For while, as Ramchal put it, “the Jewish Nation had (indeed) been in darkness and dimness, and there was no one to comfort them for all their sorrows and troubles” in the course of the exile, and they had gotten to the point where “their spirits plummeted to the ground”, that will start to come to an end. For “the Shechina will arise from the dust and regain her strength”.

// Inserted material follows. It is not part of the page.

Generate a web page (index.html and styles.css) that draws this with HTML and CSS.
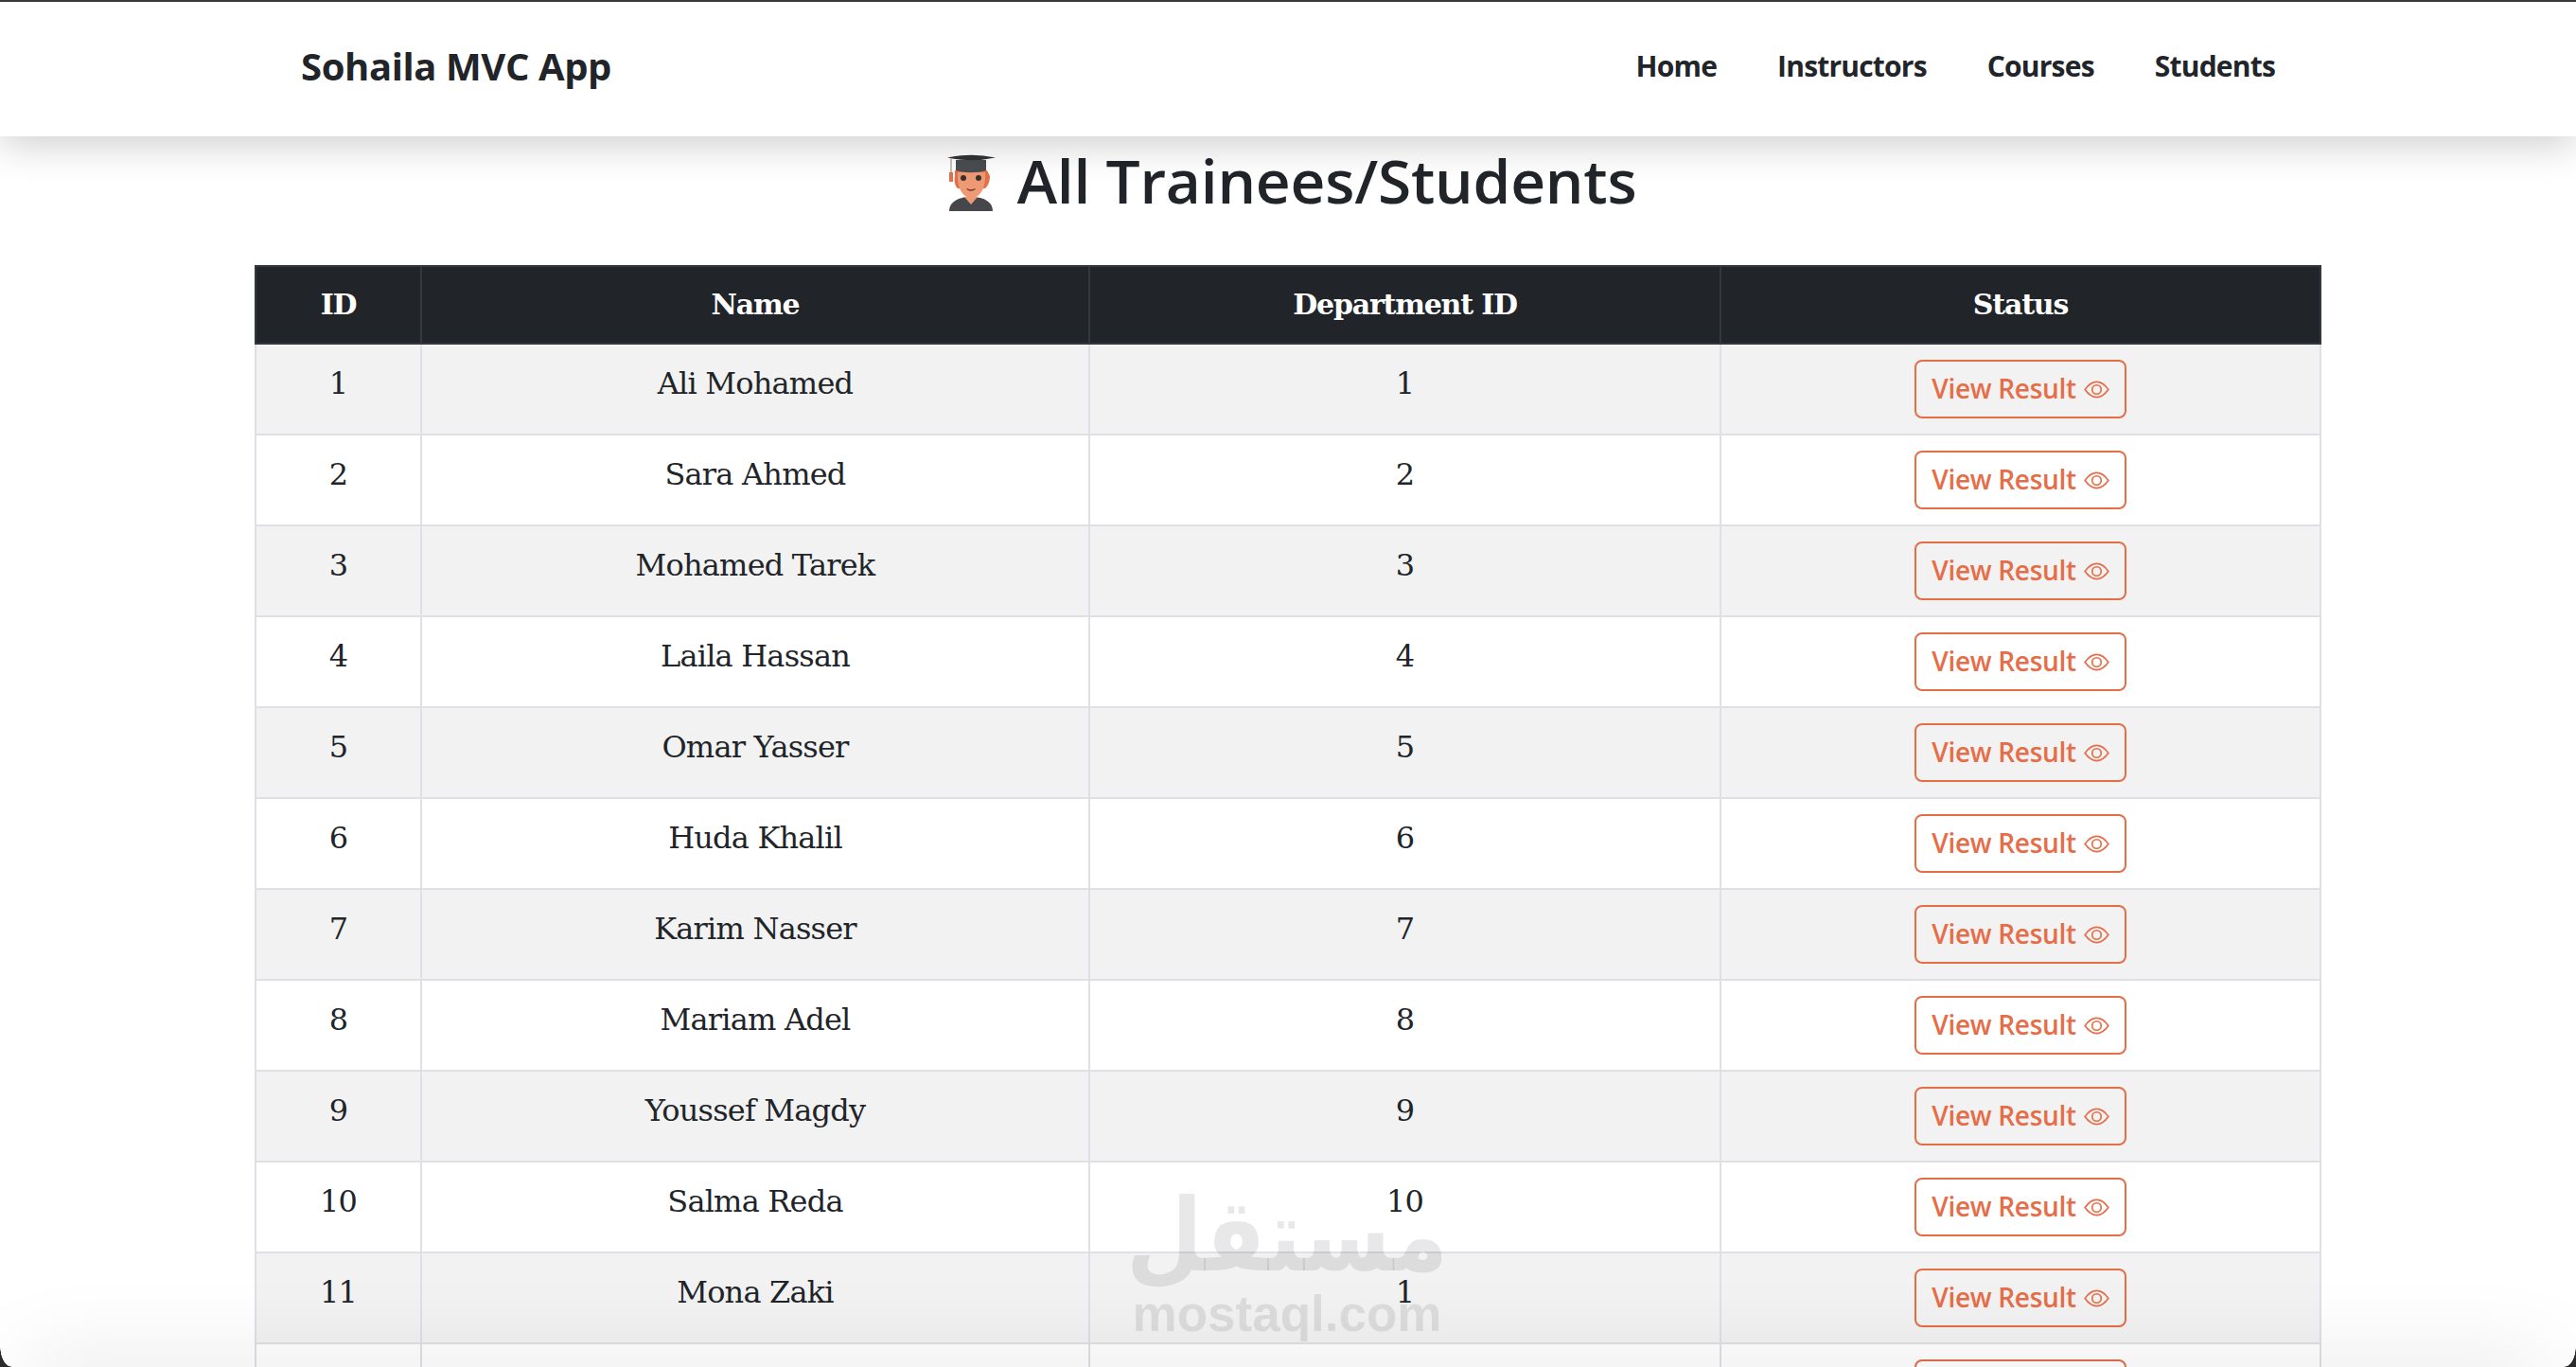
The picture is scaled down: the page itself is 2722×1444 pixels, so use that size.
FILE: index.html
```html
<!doctype html>
<html lang="en">
<head>
	<meta charset="UTF-8" />
	<title>All Trainees/Students</title>
	<link rel="stylesheet" href="styles.css">
</head>
<body>
	<header class="navbar">
		<a href="#" class="brand">Sohaila MVC App</a>
		<nav class="nav-links">
			<a href="#">Home</a>
			<a href="#">Instructors</a>
			<a href="#">Courses</a>
			<a href="#">Students</a>
		</nav>
	</header>
	<main class="content">
		<h2 class="title">
			<svg class="student-icon" viewBox="0 0 52 62" aria-hidden="true">
				<path d="M2 61c0-9 8-15 23-15s23 6 23 15z" fill="#45474a"/>
				<path d="M18 46l7 8 7-8z" fill="#ee9a74"/>
				<path d="M8 18h34l3 6c0 5-2 11-5 13H11c-3-2-4-8-3-13z" fill="#e4704a"/>
				<path d="M11 20h29c1 16-5 27-14.500 27S10 36 11 20z" fill="#ee9a74"/>
				<circle cx="17" cy="26" r="3" fill="#3b2f2b"/>
				<circle cx="33" cy="26" r="3" fill="#3b2f2b"/>
				<path d="M20 37c3 1.500 7 1.500 10 0-1 3.500-9 3.500-10 0z" fill="#7f3325"/>
				<path d="M9 7h32v11c-9 3-23 3-32 0z" fill="#4a4d50"/>
				<path d="M0 4.500Q25-1 51 4.500Q25 10 0 4.500z" fill="#303336"/>
				<path d="M4 5v16" stroke="#b9a89f" stroke-width="1.500" fill="none"/>
				<path d="M2 20h4v10H2z" fill="#e4704a"/>
			</svg>
			All Trainees/Students
		</h2>
		<table class="data-table">
			<colgroup>
				<col class="col-id">
				<col class="col-name">
				<col class="col-dept">
				<col class="col-status">
			</colgroup>
			<thead>
				<tr><th>ID</th><th>Name</th><th>Department ID</th><th>Status</th></tr>
			</thead>
			<tbody>
				<tr><td>1</td><td>Ali Mohamed</td><td>1</td><td class="status"><a href="#" class="btn">View Result<svg class="eye" viewBox="0 0 28 20"><path d="M1 10C6 3 10 1.500 14 1.500S22 3 27 10c-5 7-9 8.500-13 8.500S6 17 1 10z"/><circle cx="14" cy="10" r="5"/></svg></a></td></tr>
				<tr><td>2</td><td>Sara Ahmed</td><td>2</td><td class="status"><a href="#" class="btn">View Result<svg class="eye" viewBox="0 0 28 20"><path d="M1 10C6 3 10 1.500 14 1.500S22 3 27 10c-5 7-9 8.500-13 8.500S6 17 1 10z"/><circle cx="14" cy="10" r="5"/></svg></a></td></tr>
				<tr><td>3</td><td>Mohamed Tarek</td><td>3</td><td class="status"><a href="#" class="btn">View Result<svg class="eye" viewBox="0 0 28 20"><path d="M1 10C6 3 10 1.500 14 1.500S22 3 27 10c-5 7-9 8.500-13 8.500S6 17 1 10z"/><circle cx="14" cy="10" r="5"/></svg></a></td></tr>
				<tr><td>4</td><td>Laila Hassan</td><td>4</td><td class="status"><a href="#" class="btn">View Result<svg class="eye" viewBox="0 0 28 20"><path d="M1 10C6 3 10 1.500 14 1.500S22 3 27 10c-5 7-9 8.500-13 8.500S6 17 1 10z"/><circle cx="14" cy="10" r="5"/></svg></a></td></tr>
				<tr><td>5</td><td>Omar Yasser</td><td>5</td><td class="status"><a href="#" class="btn">View Result<svg class="eye" viewBox="0 0 28 20"><path d="M1 10C6 3 10 1.500 14 1.500S22 3 27 10c-5 7-9 8.500-13 8.500S6 17 1 10z"/><circle cx="14" cy="10" r="5"/></svg></a></td></tr>
				<tr><td>6</td><td>Huda Khalil</td><td>6</td><td class="status"><a href="#" class="btn">View Result<svg class="eye" viewBox="0 0 28 20"><path d="M1 10C6 3 10 1.500 14 1.500S22 3 27 10c-5 7-9 8.500-13 8.500S6 17 1 10z"/><circle cx="14" cy="10" r="5"/></svg></a></td></tr>
				<tr><td>7</td><td>Karim Nasser</td><td>7</td><td class="status"><a href="#" class="btn">View Result<svg class="eye" viewBox="0 0 28 20"><path d="M1 10C6 3 10 1.500 14 1.500S22 3 27 10c-5 7-9 8.500-13 8.500S6 17 1 10z"/><circle cx="14" cy="10" r="5"/></svg></a></td></tr>
				<tr><td>8</td><td>Mariam Adel</td><td>8</td><td class="status"><a href="#" class="btn">View Result<svg class="eye" viewBox="0 0 28 20"><path d="M1 10C6 3 10 1.500 14 1.500S22 3 27 10c-5 7-9 8.500-13 8.500S6 17 1 10z"/><circle cx="14" cy="10" r="5"/></svg></a></td></tr>
				<tr><td>9</td><td>Youssef Magdy</td><td>9</td><td class="status"><a href="#" class="btn">View Result<svg class="eye" viewBox="0 0 28 20"><path d="M1 10C6 3 10 1.500 14 1.500S22 3 27 10c-5 7-9 8.500-13 8.500S6 17 1 10z"/><circle cx="14" cy="10" r="5"/></svg></a></td></tr>
				<tr><td>10</td><td>Salma Reda</td><td>10</td><td class="status"><a href="#" class="btn">View Result<svg class="eye" viewBox="0 0 28 20"><path d="M1 10C6 3 10 1.500 14 1.500S22 3 27 10c-5 7-9 8.500-13 8.500S6 17 1 10z"/><circle cx="14" cy="10" r="5"/></svg></a></td></tr>
				<tr><td>11</td><td>Mona Zaki</td><td>1</td><td class="status"><a href="#" class="btn">View Result<svg class="eye" viewBox="0 0 28 20"><path d="M1 10C6 3 10 1.500 14 1.500S22 3 27 10c-5 7-9 8.500-13 8.500S6 17 1 10z"/><circle cx="14" cy="10" r="5"/></svg></a></td></tr>
				<tr><td></td><td></td><td></td><td class="status"><a href="#" class="btn">View Result<svg class="eye" viewBox="0 0 28 20"><path d="M1 10C6 3 10 1.500 14 1.500S22 3 27 10c-5 7-9 8.500-13 8.500S6 17 1 10z"/><circle cx="14" cy="10" r="5"/></svg></a></td></tr>
			</tbody>
		</table>
	</main>
	<div class="watermark">
		<span class="wm-ar" lang="ar" dir="rtl">مستقل</span>
		<span class="wm-en">mostaql.com</span>
	</div>
	<div class="bottom-shade"></div>
	<div class="corner corner-left"></div>
	<div class="corner corner-right"></div>
</body>
</html>
```

FILE: styles.css
```css
*{
	margin: 0;
	padding: 0;
	box-sizing: border-box;
}
html,body{
	height: 1444px;
	overflow: hidden;
	background: #fff;
}
body{
	border-top: 2px solid #3a3a3a;
	color: #212529;
	font-family: "DejaVu Serif", serif;
}
a{
	text-decoration: none;
	color: inherit;
}
.navbar{
	position: relative;
	z-index: 2;
	height: 142px;
	padding: 0 318px 7px;
	display: flex;
	align-items: center;
	justify-content: space-between;
	background: #fff;
	box-shadow: 0 8px 40px rgba(0,0,0,.2);
	font-family: "Open Sans", sans-serif;
}
.brand{
	font-size: 40px;
	font-weight: 700;
	letter-spacing: -.4px;
}
.nav-links{
	display: flex;
	gap: 64px;
	font-size: 30px;
	font-weight: 700;
	letter-spacing: -.8px;
}
.content{
	padding: 0 269px;
}
.title{
	height: 136px;
	padding: 9px 0 0 8px;
	display: flex;
	justify-content: center;
	align-items: flex-start;
	gap: 22px;
	font-family: "Open Sans", sans-serif;
	font-size: 64px;
	font-weight: 600;
	line-height: 76px;
	letter-spacing: -.2px;
}
.student-icon{
	width: 52px;
	height: 62px;
	margin-top: 9px;
}
.data-table{
	width: 2182px;
	table-layout: fixed;
	border-collapse: collapse;
	text-align: center;
	font-size: 32px;
	line-height: 48px;
	letter-spacing: -.8px;
}
.col-id{ width: 175px; }
.col-name{ width: 706px; }
.col-dept{ width: 667px; }
.col-status{ width: 634px; }
.data-table th,.data-table td{
	padding: 17px 16px 15px;
	border: 2px solid #dfe0e5;
	vertical-align: top;
	font-weight: 400;
}
.data-table th{
	padding: 16px;
	background: #212529;
	border-color: #32383e;
	color: #fff;
	font-size: 30px;
	font-weight: 700;
	letter-spacing: -1.2px;
}
.data-table td.status{
	padding: 16px;
	letter-spacing: normal;
}
.data-table tbody tr:nth-child(odd) td{
	background: #f2f2f2;
}
.btn{
	display: inline-flex;
	align-items: center;
	gap: 8px;
	height: 62px;
	padding: 0 16px 3px;
	border: 2px solid #e56d47;
	border-radius: 8px;
	color: #e56d47;
	font-family: "Open Sans", sans-serif;
	font-size: 28px;
	font-weight: 600;
	line-height: 42px;
	letter-spacing: -.3px;
}
.eye{
	width: 27px;
	height: 19px;
	margin-top: 3px;
	fill: none;
	stroke: #e56d47;
	stroke-width: 1.800;
}
.watermark{
	position: fixed;
	left: 1197px;
	top: 1250px;
	width: 326px;
	display: flex;
	flex-direction: column;
	align-items: center;
	color: rgba(0,0,0,.09);
	pointer-events: none;
	z-index: 3;
}
.wm-ar{
	font-family: "DejaVu Sans", sans-serif;
	font-size: 93px;
	font-weight: 700;
	line-height: 110px;
	transform: scaleY(1.150);
}
.wm-en{
	font-family: "Liberation Sans", sans-serif;
	font-size: 53px;
	font-weight: 700;
	line-height: 56px;
}
.bottom-shade{
	position: fixed;
	left: 30px;
	right: 30px;
	bottom: -26px;
	height: 20px;
	z-index: 4;
	box-shadow: 0 0 90px rgba(0,0,0,.25);
	pointer-events: none;
}
.corner{
	position: fixed;
	bottom: 0;
	width: 12px;
	height: 22px;
	z-index: 5;
}
.corner-left{
	left: 0;
	background: radial-gradient(ellipse 12px 22px at 100% 0, transparent 96%, #2b2b2b 100%);
}
.corner-right{
	right: 0;
	background: radial-gradient(ellipse 12px 22px at 0 0, transparent 96%, #2b2b2b 100%);
}
```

The implication of something “arising from the dust” of course is that it gets up on its own, wipes itself off, and moves on. But how does that fit in with the concept of the Shechina as G-d’s presence in our midst? It’s meant to imply the idea that *G-d’s rule would begin to reassert itself* in the world after having been “foiled” by the forces that sent off His people to exile. And His original intentions for the world would begin to go back on track. For as Ramchal terms it in our text, the Shechina “will take the (Celestial) light of rule upon herself” — albeit only demurely, subliminally, and discretely at this stage, and without “yet display(ing) it openly”.

But what will enable the Shechina to dust herself off? The fact that “the Shechina has a great Source” which she never ever “veers from” despite circumstances, that “has never fallen into the deep sleep of exile”. (We, too, have such a “great Source” which we likewise never ever “veer from” despite our having been cast into exile, by the way.)

The truth is, the Shechina will have begun to arise not a moment too soon. For our people would have been “in the thick of the great darkness and pitch black” of exile, had been “overpowered and … as far away from the Source as (we) could”, had had “a huge vale and terrible barrier (placed) between them and their Father in Heaven”, and would have had the sense that “so much darkness has overtaken (us)” for far too long.

Indeed, though, there’ll come a time when enough will be enough; when we can no longer deny the angst of exile and when the sensation that the more attuned among us have had that we’ve been suspended in spirit all this time will overtake the rest of us, too. G-d will have mercy on us by then, we’re assured, and “the light of holiness will grow stronger” and will “rip at the barrier” between us and Him “at many points”, which will then “act as windows, as lattices upon the barrier” and enable us to begin to see “lights” — to experience hope and anticipation — once again.

In fact, those lights will radiate so intensely and will bestow so high a degree of “great and mighty light upon each and every individual of the Jewish Nation” that we’ll “be moved to return to G-d … and to seek Him” at that point.